_Front-end source files_:
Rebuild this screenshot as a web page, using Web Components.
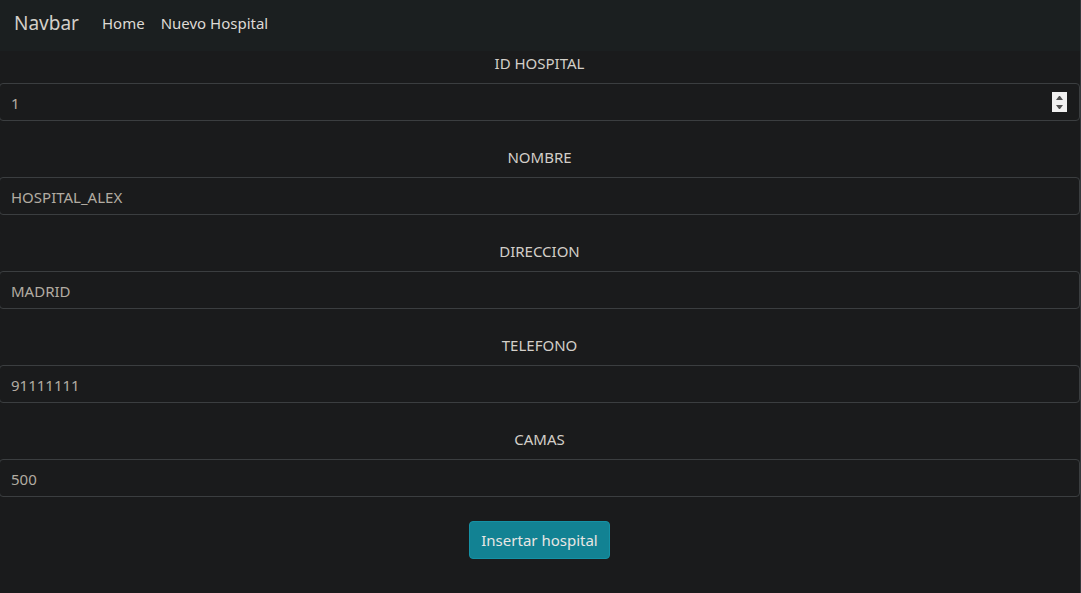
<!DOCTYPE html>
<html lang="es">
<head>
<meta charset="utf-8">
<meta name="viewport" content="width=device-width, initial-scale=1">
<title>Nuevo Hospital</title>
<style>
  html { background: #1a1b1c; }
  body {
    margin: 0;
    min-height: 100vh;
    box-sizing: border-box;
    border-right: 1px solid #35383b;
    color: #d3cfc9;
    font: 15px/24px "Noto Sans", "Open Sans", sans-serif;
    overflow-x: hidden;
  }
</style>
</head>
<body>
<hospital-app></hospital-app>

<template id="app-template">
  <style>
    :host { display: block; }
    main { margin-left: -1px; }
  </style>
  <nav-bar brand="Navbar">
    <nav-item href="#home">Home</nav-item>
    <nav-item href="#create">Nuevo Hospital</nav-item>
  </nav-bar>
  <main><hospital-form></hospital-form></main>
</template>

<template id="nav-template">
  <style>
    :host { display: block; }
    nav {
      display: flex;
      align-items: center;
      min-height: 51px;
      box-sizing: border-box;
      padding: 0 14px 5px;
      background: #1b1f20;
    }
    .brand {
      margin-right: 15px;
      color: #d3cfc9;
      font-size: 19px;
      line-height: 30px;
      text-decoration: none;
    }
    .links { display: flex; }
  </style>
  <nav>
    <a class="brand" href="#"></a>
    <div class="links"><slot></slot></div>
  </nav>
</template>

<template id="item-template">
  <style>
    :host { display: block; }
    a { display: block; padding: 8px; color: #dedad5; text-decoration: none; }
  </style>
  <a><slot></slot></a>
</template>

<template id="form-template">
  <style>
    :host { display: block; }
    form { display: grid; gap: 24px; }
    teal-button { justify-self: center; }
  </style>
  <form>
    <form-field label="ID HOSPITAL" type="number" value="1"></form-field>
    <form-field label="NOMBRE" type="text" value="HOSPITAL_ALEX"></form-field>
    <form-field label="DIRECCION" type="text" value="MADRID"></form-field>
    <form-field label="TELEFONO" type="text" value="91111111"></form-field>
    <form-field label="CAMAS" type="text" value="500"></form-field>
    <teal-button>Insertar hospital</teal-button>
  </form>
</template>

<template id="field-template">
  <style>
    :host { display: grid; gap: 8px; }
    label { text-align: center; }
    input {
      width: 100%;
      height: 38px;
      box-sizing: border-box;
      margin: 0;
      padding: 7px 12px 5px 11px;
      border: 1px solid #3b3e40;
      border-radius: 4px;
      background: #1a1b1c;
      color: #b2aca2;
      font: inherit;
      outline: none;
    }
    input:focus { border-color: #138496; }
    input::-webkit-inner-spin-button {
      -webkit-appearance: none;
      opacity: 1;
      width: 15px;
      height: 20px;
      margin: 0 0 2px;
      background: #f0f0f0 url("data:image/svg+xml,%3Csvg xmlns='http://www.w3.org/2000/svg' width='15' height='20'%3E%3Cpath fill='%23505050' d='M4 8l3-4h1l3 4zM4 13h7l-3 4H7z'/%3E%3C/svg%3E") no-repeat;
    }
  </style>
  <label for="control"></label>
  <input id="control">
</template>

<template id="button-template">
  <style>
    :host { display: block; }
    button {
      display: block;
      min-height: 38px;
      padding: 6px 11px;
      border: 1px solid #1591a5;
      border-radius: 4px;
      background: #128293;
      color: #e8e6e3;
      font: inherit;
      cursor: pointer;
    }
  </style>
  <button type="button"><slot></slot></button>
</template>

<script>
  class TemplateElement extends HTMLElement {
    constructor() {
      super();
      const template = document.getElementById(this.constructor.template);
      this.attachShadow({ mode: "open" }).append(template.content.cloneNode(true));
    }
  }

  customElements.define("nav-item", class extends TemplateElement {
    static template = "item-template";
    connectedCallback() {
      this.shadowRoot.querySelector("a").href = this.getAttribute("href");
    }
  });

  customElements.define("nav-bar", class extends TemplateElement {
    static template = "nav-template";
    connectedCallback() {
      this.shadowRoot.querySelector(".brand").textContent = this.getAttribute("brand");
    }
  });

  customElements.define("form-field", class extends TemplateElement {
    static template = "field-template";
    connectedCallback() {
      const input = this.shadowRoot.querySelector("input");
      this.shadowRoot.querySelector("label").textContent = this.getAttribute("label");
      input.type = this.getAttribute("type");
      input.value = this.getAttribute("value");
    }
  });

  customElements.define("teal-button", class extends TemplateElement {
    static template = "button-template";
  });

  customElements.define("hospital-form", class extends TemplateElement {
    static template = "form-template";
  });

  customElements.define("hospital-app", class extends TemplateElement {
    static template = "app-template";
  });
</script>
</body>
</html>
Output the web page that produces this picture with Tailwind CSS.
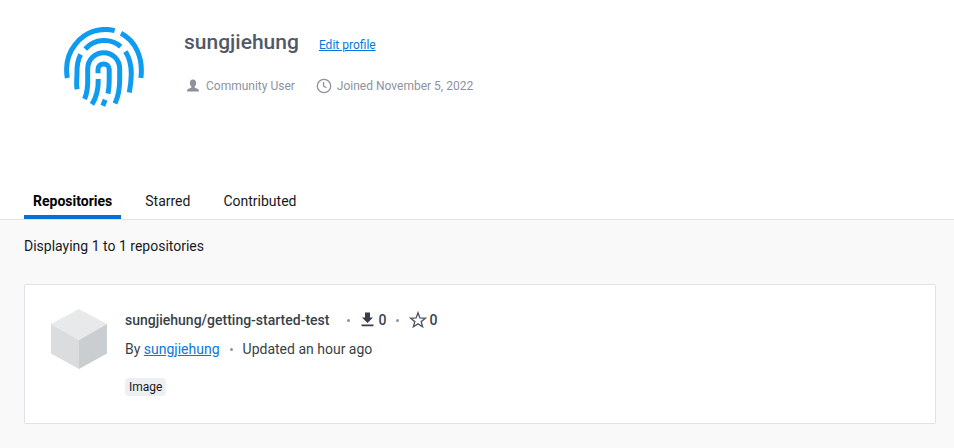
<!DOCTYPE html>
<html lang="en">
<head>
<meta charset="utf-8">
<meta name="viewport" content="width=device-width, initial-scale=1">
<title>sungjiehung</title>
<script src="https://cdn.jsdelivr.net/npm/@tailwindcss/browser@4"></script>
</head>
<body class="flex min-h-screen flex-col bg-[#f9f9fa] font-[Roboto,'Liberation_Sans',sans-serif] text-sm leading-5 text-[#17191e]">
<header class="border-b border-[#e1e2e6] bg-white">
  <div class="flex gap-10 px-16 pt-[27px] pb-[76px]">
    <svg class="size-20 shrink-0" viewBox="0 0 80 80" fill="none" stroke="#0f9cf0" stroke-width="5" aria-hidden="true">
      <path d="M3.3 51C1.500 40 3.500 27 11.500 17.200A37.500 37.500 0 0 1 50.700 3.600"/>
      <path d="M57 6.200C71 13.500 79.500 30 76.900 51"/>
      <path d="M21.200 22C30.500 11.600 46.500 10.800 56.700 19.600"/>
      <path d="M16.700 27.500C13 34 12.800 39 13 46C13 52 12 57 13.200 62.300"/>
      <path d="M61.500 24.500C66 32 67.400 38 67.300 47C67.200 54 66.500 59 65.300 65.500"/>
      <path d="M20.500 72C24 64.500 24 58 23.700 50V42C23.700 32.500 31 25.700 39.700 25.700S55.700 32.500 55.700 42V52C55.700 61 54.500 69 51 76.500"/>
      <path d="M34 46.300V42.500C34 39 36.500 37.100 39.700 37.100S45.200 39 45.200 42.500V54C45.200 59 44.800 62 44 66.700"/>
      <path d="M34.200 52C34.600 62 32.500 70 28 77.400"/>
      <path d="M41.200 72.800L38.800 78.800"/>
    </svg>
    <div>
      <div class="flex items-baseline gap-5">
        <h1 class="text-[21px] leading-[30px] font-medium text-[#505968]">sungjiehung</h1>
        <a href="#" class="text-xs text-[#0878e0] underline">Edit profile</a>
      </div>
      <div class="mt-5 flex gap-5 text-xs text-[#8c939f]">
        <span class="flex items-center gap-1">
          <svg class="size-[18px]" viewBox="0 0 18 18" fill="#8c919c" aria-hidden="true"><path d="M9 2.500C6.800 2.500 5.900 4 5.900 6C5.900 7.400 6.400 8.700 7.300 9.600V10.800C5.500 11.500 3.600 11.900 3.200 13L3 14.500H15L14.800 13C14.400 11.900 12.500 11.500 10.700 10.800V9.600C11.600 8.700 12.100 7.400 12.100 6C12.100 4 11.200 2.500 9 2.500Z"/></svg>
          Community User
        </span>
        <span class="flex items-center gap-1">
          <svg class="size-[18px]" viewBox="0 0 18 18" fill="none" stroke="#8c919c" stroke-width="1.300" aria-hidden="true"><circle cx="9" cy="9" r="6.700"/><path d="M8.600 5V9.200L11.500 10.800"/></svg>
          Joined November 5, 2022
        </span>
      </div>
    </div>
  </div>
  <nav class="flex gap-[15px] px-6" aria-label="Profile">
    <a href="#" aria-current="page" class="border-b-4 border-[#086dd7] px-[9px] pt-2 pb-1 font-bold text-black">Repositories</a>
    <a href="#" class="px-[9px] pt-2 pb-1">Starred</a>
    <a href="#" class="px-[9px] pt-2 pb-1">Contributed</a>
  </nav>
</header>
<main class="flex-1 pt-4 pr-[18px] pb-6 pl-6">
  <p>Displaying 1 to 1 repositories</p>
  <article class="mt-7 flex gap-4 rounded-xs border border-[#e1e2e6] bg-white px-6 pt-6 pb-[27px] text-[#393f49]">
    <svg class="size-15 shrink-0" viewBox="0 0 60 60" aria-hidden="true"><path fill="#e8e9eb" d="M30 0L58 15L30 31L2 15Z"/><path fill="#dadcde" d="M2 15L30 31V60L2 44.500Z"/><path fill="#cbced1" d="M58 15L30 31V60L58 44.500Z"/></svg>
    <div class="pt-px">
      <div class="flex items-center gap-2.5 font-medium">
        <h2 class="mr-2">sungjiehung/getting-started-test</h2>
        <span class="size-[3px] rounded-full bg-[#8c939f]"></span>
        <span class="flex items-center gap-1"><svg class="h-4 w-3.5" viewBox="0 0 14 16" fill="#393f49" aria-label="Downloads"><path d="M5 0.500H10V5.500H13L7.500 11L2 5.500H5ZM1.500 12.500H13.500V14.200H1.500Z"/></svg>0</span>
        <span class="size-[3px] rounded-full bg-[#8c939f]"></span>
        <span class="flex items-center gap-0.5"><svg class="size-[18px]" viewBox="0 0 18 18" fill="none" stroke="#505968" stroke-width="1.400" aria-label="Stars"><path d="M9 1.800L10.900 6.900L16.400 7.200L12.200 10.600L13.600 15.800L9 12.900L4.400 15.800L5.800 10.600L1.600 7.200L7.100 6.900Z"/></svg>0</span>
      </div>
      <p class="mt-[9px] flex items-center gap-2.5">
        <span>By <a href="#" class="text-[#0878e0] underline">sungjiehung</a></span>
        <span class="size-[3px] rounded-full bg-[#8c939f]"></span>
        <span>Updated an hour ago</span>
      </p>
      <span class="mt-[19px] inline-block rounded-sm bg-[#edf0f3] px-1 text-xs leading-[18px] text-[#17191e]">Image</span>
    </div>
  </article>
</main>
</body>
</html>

_Your objective_:
Word for word, give again the lines from the first entry to the line with "<hospital-app></hospital-app>", inclusive. Exclude the pictures.

_Response to the task_:
Rebuild this screenshot as a web page, using Web Components.
<!DOCTYPE html>
<html lang="es">
<head>
<meta charset="utf-8">
<meta name="viewport" content="width=device-width, initial-scale=1">
<title>Nuevo Hospital</title>
<style>
  html { background: #1a1b1c; }
  body {
    margin: 0;
    min-height: 100vh;
    box-sizing: border-box;
    border-right: 1px solid #35383b;
    color: #d3cfc9;
    font: 15px/24px "Noto Sans", "Open Sans", sans-serif;
    overflow-x: hidden;
  }
</style>
</head>
<body>
<hospital-app></hospital-app>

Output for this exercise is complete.